North Dakota, where I traveled to work at the 12th Annual Potholes and Prairies Birding Festival, was amazing, as it always is. Here I've just gotten up off my now damp butt having gotten frame-filling photos of a Nelson's sparrow on my absolute favorite piece of prairie. In this photo it looks like just grass. Trust me, it's everything. Sedges and wildflowers galore, even little pincushion cacti.
JZ victorious photo by Rick Bohn
The sparrow formerly known as Nelson's sharp-tailed sparrow. My best shot of a notorious skulker.

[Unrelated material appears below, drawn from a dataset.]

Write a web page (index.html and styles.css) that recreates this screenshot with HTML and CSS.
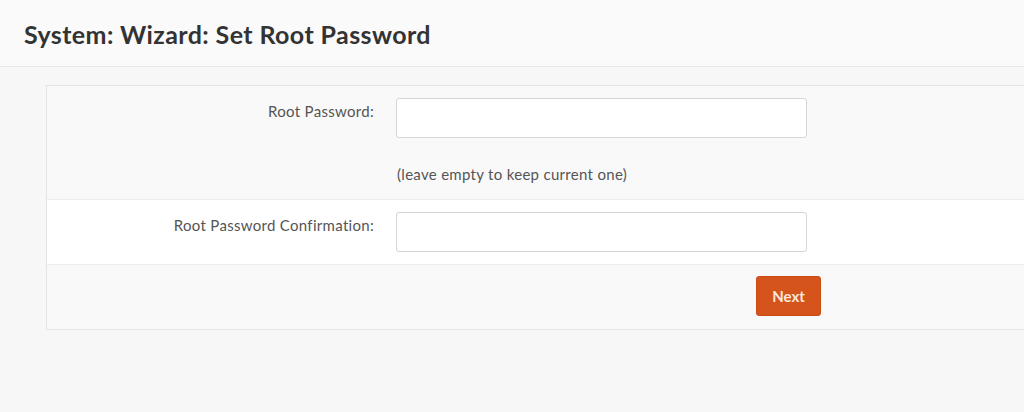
FILE: index.html
```html
<!DOCTYPE html>
<html lang="en">
<head>
<meta charset="utf-8">
<title>System: Wizard: Set Root Password</title>
<link rel="stylesheet" href="styles.css">
</head>
<body>
<header class="page-head">
  <h1 class="page-title">System: Wizard: Set Root Password</h1>
</header>
<main class="content">
  <form class="panel">
    <div class="row row-alt">
      <label class="label" for="pw1">Root Password:</label>
      <div class="field">
        <input class="input" id="pw1" type="password">
        <div class="help">(leave empty to keep current one)</div>
      </div>
    </div>
    <div class="row row-white">
      <label class="label" for="pw2">Root Password Confirmation:</label>
      <div class="field">
        <input class="input" id="pw2" type="password">
      </div>
    </div>
    <div class="row row-alt row-actions">
      <button class="btn-next" type="button">Next</button>
    </div>
  </form>
</main>
</body>
</html>
```
FILE: styles.css
```css
html, body {
  margin: 0;
  padding: 0;
}
body {
  background: #f7f7f7;
  font-family: Lato, "Noto Sans", sans-serif;
  color: #555;
  overflow: hidden;
  width: 1024px;
  height: 412px;
}
.page-head {
  height: 67px;
  background: #fafafa;
  border-bottom: 1px solid #e8e8e8;
  display: flex;
  align-items: center;
  padding-left: 24px;
  padding-top: 1px;
  box-sizing: border-box;
}
.page-title {
  margin: 0;
  font-size: 25px;
  font-weight: 700;
  color: #333;
  letter-spacing: 0.4px;
}
.content {
  padding: 18px 0 0 46px;
}
.panel {
  width: 1020px;
  border: 1px solid #e4e4e4;
  background: #fff;
}
.row {
  display: grid;
  grid-template-columns: 327px 1fr;
  column-gap: 22px;
  border-top: 1px solid #ececec;
}
.row:first-child {
  border-top: none;
}
.row-alt {
  background: #f9f9f9;
}
.row-white {
  background: #fff;
}
.label {
  text-align: right;
  font-size: 15px;
  letter-spacing: 0.3px;
  padding-top: 16px;
  color: #555;
}
.field {
  padding: 12px 0 0 0;
}
.input {
  display: block;
  width: 411px;
  height: 40px;
  box-sizing: border-box;
  border: 1px solid #d6d6d6;
  border-radius: 3px;
  background: #fff;
  margin: 0 0 12px 0;
}
.help {
  font-size: 15px;
  letter-spacing: 0.3px;
  color: #555;
  padding: 15px 0 0 1px;
  box-sizing: border-box;
  height: 49px;
}
.row-actions {
  display: flex;
  padding: 11px 0 12px 709px;
  height: 65px;
  box-sizing: border-box;
}
.btn-next {
  width: 65px;
  height: 40px;
  background: #d4541c;
  border: 1px solid #c94c15;
  border-radius: 3px;
  color: #fbe8dc;
  font-family: Lato, "Noto Sans", sans-serif;
  font-size: 15px;
  font-weight: 700;
  padding: 0;
}
```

North Dakota was so sweet and special to me that I can't bring myself to blog about it yet. Or ever. I don't know. I get too lonesome for those skies, those spaces and those wonderful friends and I have to come back down to earth and write about something else, something right in front of me that's not just a dream or a memory.
I came home to some pretty nice things. Liam was charged with watering all my plants while I was gone, including the precious bonsai collection. He stepped right up to the plate and did an excellent job, with an assist from regular thunderstorms. We have a wee bit of color going in the front...
Hanging baskets are coming into their own. I adore this new petunia called "Papaya." Exactly.
Hibiscus "The Path," a Logee's specialty, and a gift from my dear friend Donna. Everyone needs a Path. Her enormous flowers stay open for two full days, instead of rolling up at the end of one, like all the other hibiscus. I feel like throwing a party when two salad-plate sized flowe
rs open at once, it's that wonderful.
A great big fishing spider, possibly
Dolomedes tenebrosus. Nah, I'm not afraid of her. I rescued her from a cooking pot in the basement where she'd been trapped. A goodly spider, well met.
House wrens are nesting in one of my boxes for the first time in 22 years. This is not exactly cause for celebration, as a wandering male has already pierced and thrown out a clutch of bluebird eggs in another box. This pair in the driveway has behaved themselves, though. I plan to paint the babies for my upcoming book. Which I will likely never, ever finish. There are too many birds to include. Good news is I've fought back a lot of obstacles to start painting the plates again. It feels good.
June 22, 2014. The first egg appears. I breathe a sigh of relief. They've settled down.
Her mate won't be piercing bluebird eggs now.
House wren eggs, exquisite red garnets the size of your fingernail.
June 24, 2014
June 25, 2014
June 26, 2014. She's done, and incubation has commenced.
You may remember my complaining a lot about having to repot the tomatoes and peppers I planted in mid-January in the greenhouse. I thought I'd have some nice healthy blooming plants by May. What I got was head-high monsters that needed staking before they were even set out, and had to be repotted three times before I was able to plant them in the garden. OK. I jumped the gun. I knew that when I planted those seeds, but spring fever hit me on Jan. 16 and I just had to do SOMETHING.
Like a woman who wants another baby, I have forgotten the labor pains of growing them under glass. And all I can see now is the JUNE TOMATOES gracing our plates.
I have never had homegrown tomatoes in June. It is sweet beyond describing to be able to go out and pick a double handful in June. I usually have to wait until August.
Also featured: sweet snack peppers, sugar snap peas, and bodacious Swiss chard, probably the most prolific and willing vegetable I grow. We eat a LOT of chard.
Temporary January madness=June fabulousness
3 comments:
I am currently eyeing two tomatoes in my vegetable garden that are almost... almost! ripe. If they are edible by tomorrow they will be June tomatoes - which would be unheard of for me. And these are from ordinary sized plants I bought (I'm far lazier than you are) in early May from a local nursery. Most of my tomatoes aren't going to be ready until at least mid-July, which is entirely normal.
Julie, what do you DO about the house wrens stabbing bluebird eggs and throwing them out of the box? Anything? I've been so distressed watching this happen in the boxes in my yard!
Right with you, Debra G. The essential nature of a househunting male house wren is to find as many cavities in one area as he can, and fill them all with sticks. Then, if his incessant singing attracts a female, she shops around his offerings, picks one cavity, puts a grass lining in the twig "nest" he's built, and they settle down. At the point at which you find eggs in one nest box, you can safely clean out the "cock nests" in the others. As for what you can do about it? NOTHING. Not until they've picked one and settled down. Then you leave their nest absolutely alone and hope for the best. Should you remove a wren nest with eggs, which is illegal anyway, you will just start the vicious cycle of egg piercing and baby throwing all over. I refer to HOWR as "powder kegs." Sometimes you can put up more boxes in thicker cover to try to lure him away, but because the wren is smaller than the bluebird, there's nothing you can do to keep him from going in and doing his dirty work. There are so-called wren guards which are like a piece of wood that comes down over the hole, hanging from the overhang of the box, that are designed to keep him from maneuvering his twigs into the hole. Those would have to be mounted after the bluebird has eggs and is committed to the box. Might do a Google search for "house wren guard." That's about all I know.